In 1936, the Sultan of Sulu, Jamalul Kiram II, died and the payment was ceased as the rightful and legal heir to the Sultan could not be determined. In 1939, the High Court of the State of North Borneo (Chief Justice Macaskie) identified the heirs of the Sultan of Sulu were entitled to receive payment under the 1878 Agreement (“Macaskie Judgment 1939”).
In 1962, the people of Sabah exercised their right to self-determination and joined the Federation of Malaysia when it was formed in 1963. The Government of Malaysia has never recognized the legitimacy of the so-called Sultanate of Sulu, however, it inherited the 1878 colonial agreement. Payments were made for many years by Malaysia under the agreement to supposed heirs as determined by the Macaskie Judgement. The payments were terminated in 2013 after a violent armed invasion of Sabah, launched from the Sulu Archipelago, under the orders of the self-proclaimed Sultan Jamalul Kiram III, which saw 73 people killed. The Government took decisively and logically action in response to a threat to its security, eliminating any possible connection between Government money and attacks on its soil.

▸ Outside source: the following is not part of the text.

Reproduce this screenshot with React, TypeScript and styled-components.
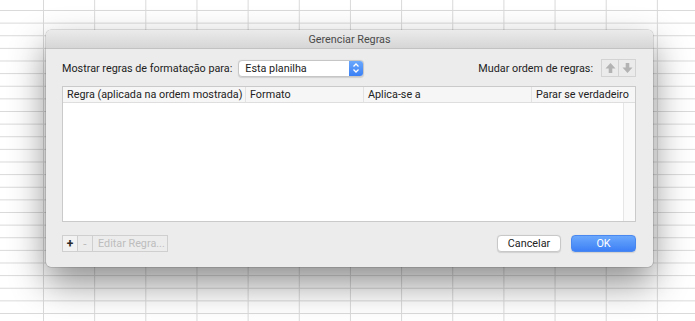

Several years later, after failing in a request to ask the UK Foreign Office to preside over the case, the supposed heirs of the Sultan of Sulu began legal action in Spain with a Notice of Arbitration. It declared, among other things, that:
- Malaysia had breached the 1878 agreement
- Malaysia must pay the Sulu claimants damages reflective of the value of the supposed territories and renegotiate the 1878 agreement for future revenues from the territory.
Matters have been ongoing since then.